## EXERCISE TASK
Begin with the line holding "Emit a component", end with the line holding "rounded-[4px] px-3 py-2", and repeat every line in between exactly, without pictures.

------ GIVEN RECORDS ------

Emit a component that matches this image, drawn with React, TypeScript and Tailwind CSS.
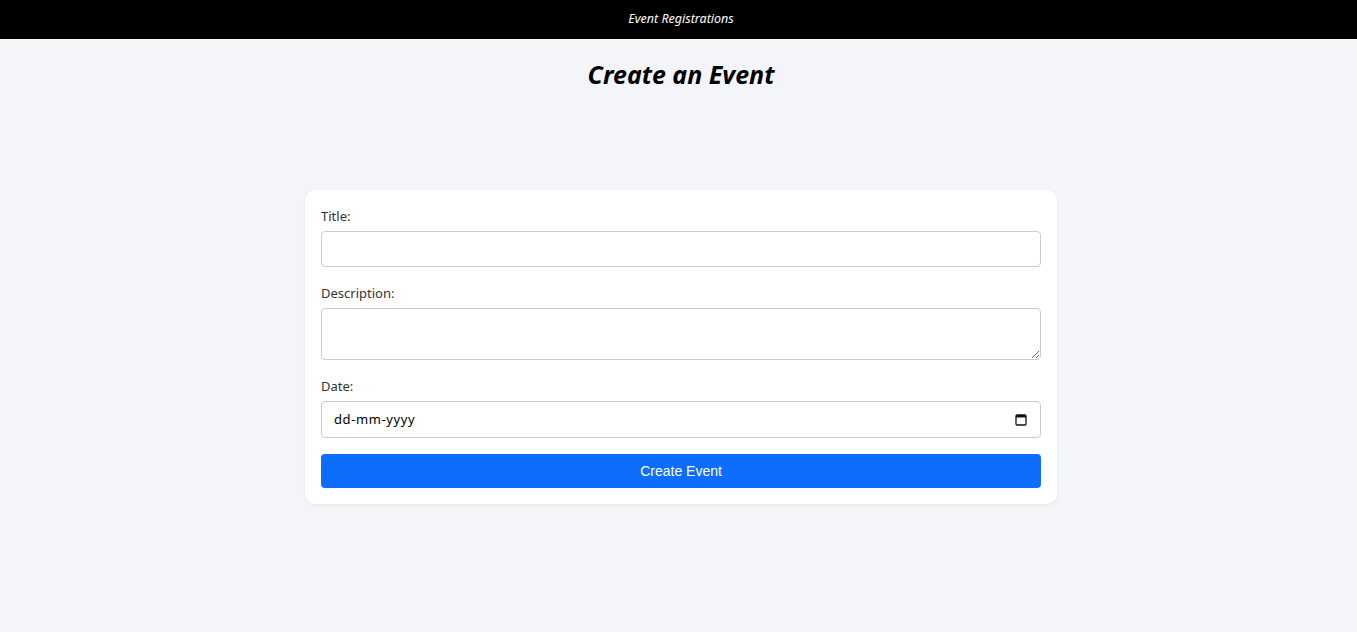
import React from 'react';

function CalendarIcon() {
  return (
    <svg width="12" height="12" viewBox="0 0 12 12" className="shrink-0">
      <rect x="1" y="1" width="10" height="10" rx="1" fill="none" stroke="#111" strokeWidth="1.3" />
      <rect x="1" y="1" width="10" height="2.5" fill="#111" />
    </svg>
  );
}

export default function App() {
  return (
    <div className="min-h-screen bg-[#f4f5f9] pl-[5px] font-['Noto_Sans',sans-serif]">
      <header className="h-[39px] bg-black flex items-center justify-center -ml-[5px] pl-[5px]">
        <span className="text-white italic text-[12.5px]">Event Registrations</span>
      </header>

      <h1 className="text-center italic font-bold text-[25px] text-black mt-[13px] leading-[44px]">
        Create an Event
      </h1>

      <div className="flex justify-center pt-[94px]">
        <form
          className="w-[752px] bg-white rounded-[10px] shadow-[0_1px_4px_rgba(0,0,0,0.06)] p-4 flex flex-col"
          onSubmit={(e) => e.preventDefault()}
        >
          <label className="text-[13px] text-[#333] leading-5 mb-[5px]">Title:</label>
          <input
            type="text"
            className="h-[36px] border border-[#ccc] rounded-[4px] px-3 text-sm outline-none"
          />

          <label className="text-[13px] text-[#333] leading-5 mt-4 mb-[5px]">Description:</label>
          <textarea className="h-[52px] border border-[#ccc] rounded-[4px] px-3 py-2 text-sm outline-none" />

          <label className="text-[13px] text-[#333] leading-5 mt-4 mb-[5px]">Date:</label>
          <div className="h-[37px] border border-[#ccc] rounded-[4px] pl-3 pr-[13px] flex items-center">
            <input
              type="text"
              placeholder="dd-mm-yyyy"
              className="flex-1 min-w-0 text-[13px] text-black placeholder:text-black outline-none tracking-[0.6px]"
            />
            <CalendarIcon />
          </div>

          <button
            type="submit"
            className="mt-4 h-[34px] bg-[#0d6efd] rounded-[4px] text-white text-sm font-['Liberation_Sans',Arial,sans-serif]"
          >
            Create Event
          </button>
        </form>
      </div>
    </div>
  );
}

------
------ GIVEN RECORDS ------

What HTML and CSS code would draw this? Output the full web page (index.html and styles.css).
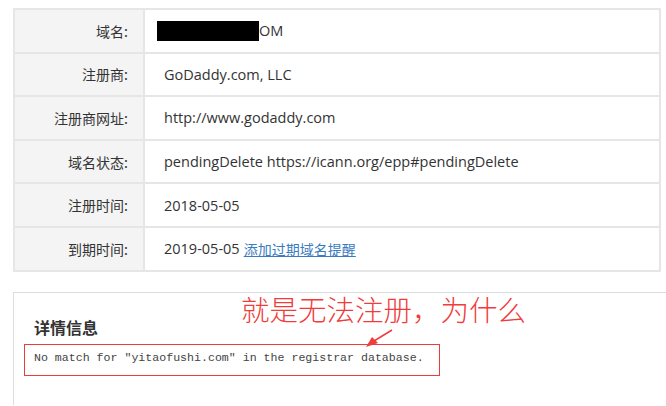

------
------ GIVEN RECORDS ------

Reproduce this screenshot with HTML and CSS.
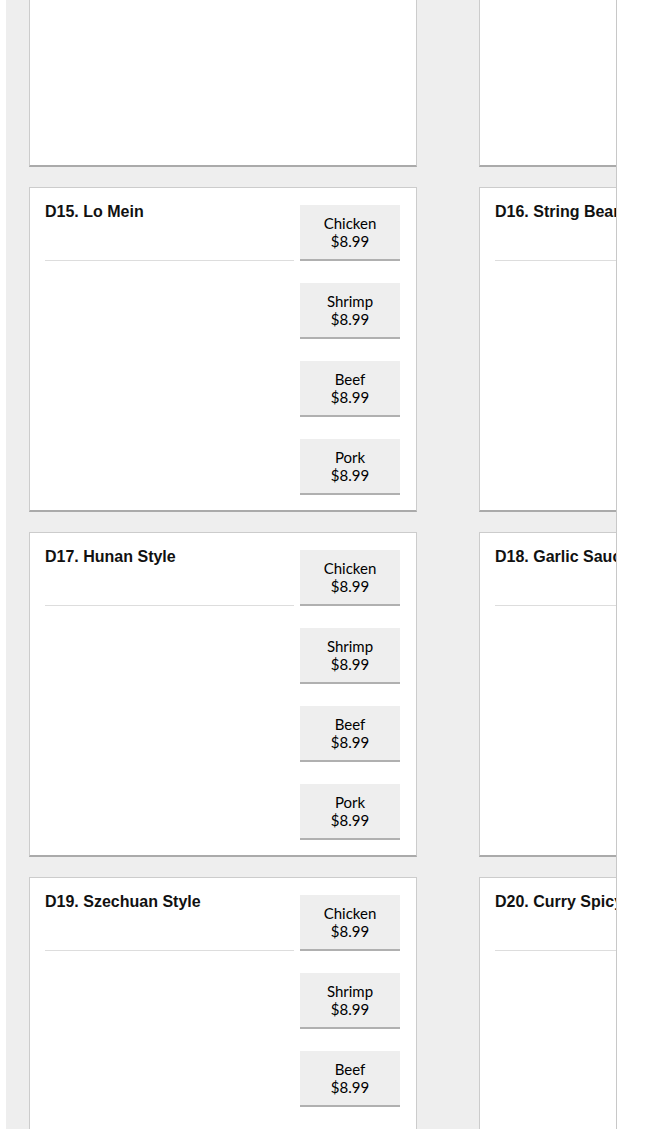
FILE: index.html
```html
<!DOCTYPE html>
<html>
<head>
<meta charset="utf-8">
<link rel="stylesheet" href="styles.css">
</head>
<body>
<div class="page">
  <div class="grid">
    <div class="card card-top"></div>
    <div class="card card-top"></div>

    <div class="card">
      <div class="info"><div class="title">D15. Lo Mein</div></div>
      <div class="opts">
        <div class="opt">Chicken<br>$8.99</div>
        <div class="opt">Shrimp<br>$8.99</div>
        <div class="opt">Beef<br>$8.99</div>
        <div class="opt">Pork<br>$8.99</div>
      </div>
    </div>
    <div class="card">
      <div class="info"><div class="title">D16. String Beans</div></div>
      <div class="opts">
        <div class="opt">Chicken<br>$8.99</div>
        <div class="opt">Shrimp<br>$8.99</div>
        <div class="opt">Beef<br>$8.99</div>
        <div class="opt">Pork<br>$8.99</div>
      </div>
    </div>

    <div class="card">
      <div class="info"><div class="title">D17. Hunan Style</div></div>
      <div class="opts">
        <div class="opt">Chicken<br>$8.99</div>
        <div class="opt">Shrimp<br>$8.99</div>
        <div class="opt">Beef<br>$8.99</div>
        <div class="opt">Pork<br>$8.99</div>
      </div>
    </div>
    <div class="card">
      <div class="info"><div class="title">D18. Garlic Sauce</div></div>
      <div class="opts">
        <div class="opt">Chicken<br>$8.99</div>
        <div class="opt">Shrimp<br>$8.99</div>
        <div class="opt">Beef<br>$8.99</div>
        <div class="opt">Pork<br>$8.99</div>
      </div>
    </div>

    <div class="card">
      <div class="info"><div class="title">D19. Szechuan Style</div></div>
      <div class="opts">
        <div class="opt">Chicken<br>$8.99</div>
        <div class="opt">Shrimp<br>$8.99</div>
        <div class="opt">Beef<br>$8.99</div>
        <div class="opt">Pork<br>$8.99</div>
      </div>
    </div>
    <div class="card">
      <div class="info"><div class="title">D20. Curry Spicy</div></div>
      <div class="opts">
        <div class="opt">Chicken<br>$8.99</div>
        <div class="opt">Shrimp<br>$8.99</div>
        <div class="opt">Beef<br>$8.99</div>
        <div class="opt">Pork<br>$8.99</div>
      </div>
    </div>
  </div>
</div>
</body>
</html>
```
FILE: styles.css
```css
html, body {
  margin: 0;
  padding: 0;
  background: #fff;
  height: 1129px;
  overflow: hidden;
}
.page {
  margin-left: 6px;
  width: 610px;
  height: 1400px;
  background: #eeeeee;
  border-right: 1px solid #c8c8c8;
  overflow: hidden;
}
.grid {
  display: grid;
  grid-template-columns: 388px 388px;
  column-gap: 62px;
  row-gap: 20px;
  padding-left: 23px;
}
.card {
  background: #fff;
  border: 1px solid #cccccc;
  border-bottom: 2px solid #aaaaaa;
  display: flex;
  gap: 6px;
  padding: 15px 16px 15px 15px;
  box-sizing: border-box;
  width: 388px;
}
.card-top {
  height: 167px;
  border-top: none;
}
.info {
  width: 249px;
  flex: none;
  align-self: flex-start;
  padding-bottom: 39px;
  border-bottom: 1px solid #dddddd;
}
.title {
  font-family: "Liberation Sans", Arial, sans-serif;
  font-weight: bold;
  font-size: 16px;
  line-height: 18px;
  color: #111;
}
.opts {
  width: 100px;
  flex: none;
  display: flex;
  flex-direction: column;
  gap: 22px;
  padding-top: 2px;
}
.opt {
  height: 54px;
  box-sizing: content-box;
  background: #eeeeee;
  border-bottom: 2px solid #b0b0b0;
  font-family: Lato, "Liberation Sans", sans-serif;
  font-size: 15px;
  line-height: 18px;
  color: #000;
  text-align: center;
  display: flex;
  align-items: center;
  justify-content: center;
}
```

------

## RESULT
Emit a component that matches this image, drawn with React, TypeScript and Tailwind CSS.
import React from 'react';

function CalendarIcon() {
  return (
    <svg width="12" height="12" viewBox="0 0 12 12" className="shrink-0">
      <rect x="1" y="1" width="10" height="10" rx="1" fill="none" stroke="#111" strokeWidth="1.3" />
      <rect x="1" y="1" width="10" height="2.5" fill="#111" />
    </svg>
  );
}

export default function App() {
  return (
    <div className="min-h-screen bg-[#f4f5f9] pl-[5px] font-['Noto_Sans',sans-serif]">
      <header className="h-[39px] bg-black flex items-center justify-center -ml-[5px] pl-[5px]">
        <span className="text-white italic text-[12.5px]">Event Registrations</span>
      </header>

      <h1 className="text-center italic font-bold text-[25px] text-black mt-[13px] leading-[44px]">
        Create an Event
      </h1>

      <div className="flex justify-center pt-[94px]">
        <form
          className="w-[752px] bg-white rounded-[10px] shadow-[0_1px_4px_rgba(0,0,0,0.06)] p-4 flex flex-col"
          onSubmit={(e) => e.preventDefault()}
        >
          <label className="text-[13px] text-[#333] leading-5 mb-[5px]">Title:</label>
          <input
            type="text"
            className="h-[36px] border border-[#ccc] rounded-[4px] px-3 text-sm outline-none"
          />

          <label className="text-[13px] text-[#333] leading-5 mt-4 mb-[5px]">Description:</label>
          <textarea className="h-[52px] border border-[#ccc] rounded-[4px] px-3 py-2 text-sm outline-none" />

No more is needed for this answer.